Presque en même temps que J.-J. de Sylva, le commodore Aury était venu aussi au Cap-Haïtien auprès de Boyer, pour lui proposer : « d’aider la République à s’emparer de la partie de l’Est, assurant que ce pays serait bientôt en proie à l’anarchie, attendu qu’un petit nombre d’ambitieux, s’opposant au vœu de la population entière, prétendaient y organiser une république indépendante sous la protection de la Colombie[1]. » Sa proposition avait été rejetée par les mêmes motifs énoncés à Sylva, et parce que surtout le Président ne se fût jamais prêté au concours d’aucun étranger dans les affaires politiques de son pays.

Quant à Aury, on peut croire qu’il était sincère en faisant sa proposition, et qu’en soufflant l’esprit d’indépendance dans le Nord-Est, il n’entendait pas conseiller ses habitans de s’unir à la Colombie.
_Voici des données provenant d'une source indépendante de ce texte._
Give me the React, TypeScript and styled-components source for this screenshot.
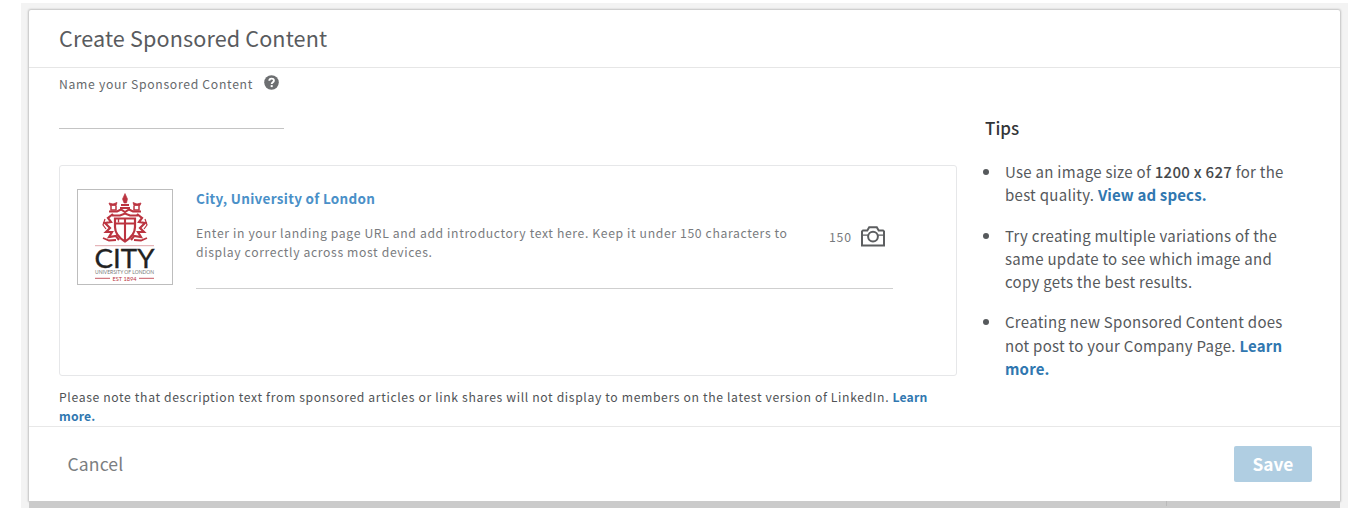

Notre opinion à ce sujet se fonde sur les procédés de Bolivar envers lui, aux Cayes, qui avaient excité son juste mécontentement, et sur la générosité de ceux de Pétion à son égard[2]. Après avoir amené dans cette ville les fugitifs de la Côte-Ferme, il avait vu Bolivar donner le commandement de la flotille à Brion, pour retourner dans leur patrie. Il pouvait donc garder du ressentiment contre Bolivar, tandis qu’il éprouvait pour la

  1. Extrait de la brochure publiée en 1830 par le gouvernement haïtien, sur la réunion de l’Est.
  2. Voyez à la page 186 du 8e volume de cet ouvrage, ce que Pétion ordonna en sa faveur. Aury était Français et ancien contre-maître dans le port de Toulon. Les autres capitaines de corsaires placés sous ses ordres étaient des Français également. Ils étaient tous des républicains, désireux de propager leurs idées dans les contrées de l’Amérique, et opposés à la restauration des Bourbons en France.